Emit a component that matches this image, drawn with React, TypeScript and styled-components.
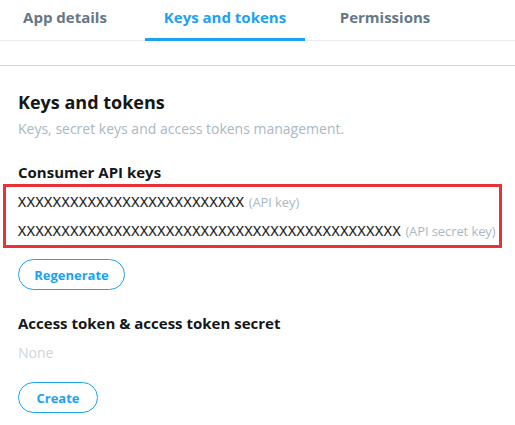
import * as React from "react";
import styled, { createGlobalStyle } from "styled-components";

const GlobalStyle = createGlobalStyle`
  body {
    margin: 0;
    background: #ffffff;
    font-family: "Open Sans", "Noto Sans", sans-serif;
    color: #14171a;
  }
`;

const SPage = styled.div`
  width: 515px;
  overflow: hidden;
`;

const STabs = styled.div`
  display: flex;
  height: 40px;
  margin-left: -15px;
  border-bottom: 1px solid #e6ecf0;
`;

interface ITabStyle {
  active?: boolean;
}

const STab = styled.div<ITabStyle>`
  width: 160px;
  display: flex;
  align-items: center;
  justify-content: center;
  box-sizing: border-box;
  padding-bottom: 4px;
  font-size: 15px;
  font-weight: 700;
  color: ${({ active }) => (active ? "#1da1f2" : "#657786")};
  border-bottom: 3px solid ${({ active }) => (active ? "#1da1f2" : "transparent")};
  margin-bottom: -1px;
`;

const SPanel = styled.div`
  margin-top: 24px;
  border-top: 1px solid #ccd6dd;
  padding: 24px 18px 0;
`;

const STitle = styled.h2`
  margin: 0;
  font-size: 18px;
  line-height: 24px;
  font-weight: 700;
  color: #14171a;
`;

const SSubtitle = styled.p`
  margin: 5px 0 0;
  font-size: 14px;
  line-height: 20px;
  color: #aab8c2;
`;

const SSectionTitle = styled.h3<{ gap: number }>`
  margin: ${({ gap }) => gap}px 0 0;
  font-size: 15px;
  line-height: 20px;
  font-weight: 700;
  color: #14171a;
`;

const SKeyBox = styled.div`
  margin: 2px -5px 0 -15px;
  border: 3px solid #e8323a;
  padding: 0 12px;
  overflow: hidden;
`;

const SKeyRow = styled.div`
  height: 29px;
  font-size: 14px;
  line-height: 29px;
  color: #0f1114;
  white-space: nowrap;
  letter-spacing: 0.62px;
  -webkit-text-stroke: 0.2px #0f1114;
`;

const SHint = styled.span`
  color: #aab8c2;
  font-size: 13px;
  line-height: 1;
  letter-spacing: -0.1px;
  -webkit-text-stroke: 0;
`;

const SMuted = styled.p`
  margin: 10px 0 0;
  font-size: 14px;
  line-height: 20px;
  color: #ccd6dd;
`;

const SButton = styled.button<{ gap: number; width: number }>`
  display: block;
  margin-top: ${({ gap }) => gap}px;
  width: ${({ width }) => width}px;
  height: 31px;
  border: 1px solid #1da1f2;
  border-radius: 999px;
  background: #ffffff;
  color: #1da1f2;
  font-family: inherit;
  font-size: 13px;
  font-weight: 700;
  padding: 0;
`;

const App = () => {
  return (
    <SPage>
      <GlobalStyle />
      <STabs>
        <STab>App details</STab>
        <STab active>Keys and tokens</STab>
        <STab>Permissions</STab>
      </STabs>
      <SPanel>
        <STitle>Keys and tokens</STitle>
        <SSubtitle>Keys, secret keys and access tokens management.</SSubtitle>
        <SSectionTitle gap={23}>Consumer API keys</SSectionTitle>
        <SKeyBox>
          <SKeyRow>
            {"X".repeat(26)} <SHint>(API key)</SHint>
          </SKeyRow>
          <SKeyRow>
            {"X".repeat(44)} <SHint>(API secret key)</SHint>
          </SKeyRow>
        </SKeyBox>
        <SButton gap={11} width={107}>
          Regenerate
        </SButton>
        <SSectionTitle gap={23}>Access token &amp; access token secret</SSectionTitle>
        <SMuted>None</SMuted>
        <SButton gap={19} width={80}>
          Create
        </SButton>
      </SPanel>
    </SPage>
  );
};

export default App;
────
EXERCISE OBJECTIVE:
All of the lines above should be printed exactly, minus the pictures.

FULL ANSWER:
Emit a component that matches this image, drawn with React, TypeScript and styled-components.
import * as React from "react";
import styled, { createGlobalStyle } from "styled-components";

const GlobalStyle = createGlobalStyle`
  body {
    margin: 0;
    background: #ffffff;
    font-family: "Open Sans", "Noto Sans", sans-serif;
    color: #14171a;
  }
`;

const SPage = styled.div`
  width: 515px;
  overflow: hidden;
`;

const STabs = styled.div`
  display: flex;
  height: 40px;
  margin-left: -15px;
  border-bottom: 1px solid #e6ecf0;
`;

interface ITabStyle {
  active?: boolean;
}

const STab = styled.div<ITabStyle>`
  width: 160px;
  display: flex;
  align-items: center;
  justify-content: center;
  box-sizing: border-box;
  padding-bottom: 4px;
  font-size: 15px;
  font-weight: 700;
  color: ${({ active }) => (active ? "#1da1f2" : "#657786")};
  border-bottom: 3px solid ${({ active }) => (active ? "#1da1f2" : "transparent")};
  margin-bottom: -1px;
`;

const SPanel = styled.div`
  margin-top: 24px;
  border-top: 1px solid #ccd6dd;
  padding: 24px 18px 0;
`;

const STitle = styled.h2`
  margin: 0;
  font-size: 18px;
  line-height: 24px;
  font-weight: 700;
  color: #14171a;
`;

const SSubtitle = styled.p`
  margin: 5px 0 0;
  font-size: 14px;
  line-height: 20px;
  color: #aab8c2;
`;

const SSectionTitle = styled.h3<{ gap: number }>`
  margin: ${({ gap }) => gap}px 0 0;
  font-size: 15px;
  line-height: 20px;
  font-weight: 700;
  color: #14171a;
`;

const SKeyBox = styled.div`
  margin: 2px -5px 0 -15px;
  border: 3px solid #e8323a;
  padding: 0 12px;
  overflow: hidden;
`;

const SKeyRow = styled.div`
  height: 29px;
  font-size: 14px;
  line-height: 29px;
  color: #0f1114;
  white-space: nowrap;
  letter-spacing: 0.62px;
  -webkit-text-stroke: 0.2px #0f1114;
`;

const SHint = styled.span`
  color: #aab8c2;
  font-size: 13px;
  line-height: 1;
  letter-spacing: -0.1px;
  -webkit-text-stroke: 0;
`;

const SMuted = styled.p`
  margin: 10px 0 0;
  font-size: 14px;
  line-height: 20px;
  color: #ccd6dd;
`;

const SButton = styled.button<{ gap: number; width: number }>`
  display: block;
  margin-top: ${({ gap }) => gap}px;
  width: ${({ width }) => width}px;
  height: 31px;
  border: 1px solid #1da1f2;
  border-radius: 999px;
  background: #ffffff;
  color: #1da1f2;
  font-family: inherit;
  font-size: 13px;
  font-weight: 700;
  padding: 0;
`;

const App = () => {
  return (
    <SPage>
      <GlobalStyle />
      <STabs>
        <STab>App details</STab>
        <STab active>Keys and tokens</STab>
        <STab>Permissions</STab>
      </STabs>
      <SPanel>
        <STitle>Keys and tokens</STitle>
        <SSubtitle>Keys, secret keys and access tokens management.</SSubtitle>
        <SSectionTitle gap={23}>Consumer API keys</SSectionTitle>
        <SKeyBox>
          <SKeyRow>
            {"X".repeat(26)} <SHint>(API key)</SHint>
          </SKeyRow>
          <SKeyRow>
            {"X".repeat(44)} <SHint>(API secret key)</SHint>
          </SKeyRow>
        </SKeyBox>
        <SButton gap={11} width={107}>
          Regenerate
        </SButton>
        <SSectionTitle gap={23}>Access token &amp; access token secret</SSectionTitle>
        <SMuted>None</SMuted>
        <SButton gap={19} width={80}>
          Create
        </SButton>
      </SPanel>
    </SPage>
  );
};

export default App;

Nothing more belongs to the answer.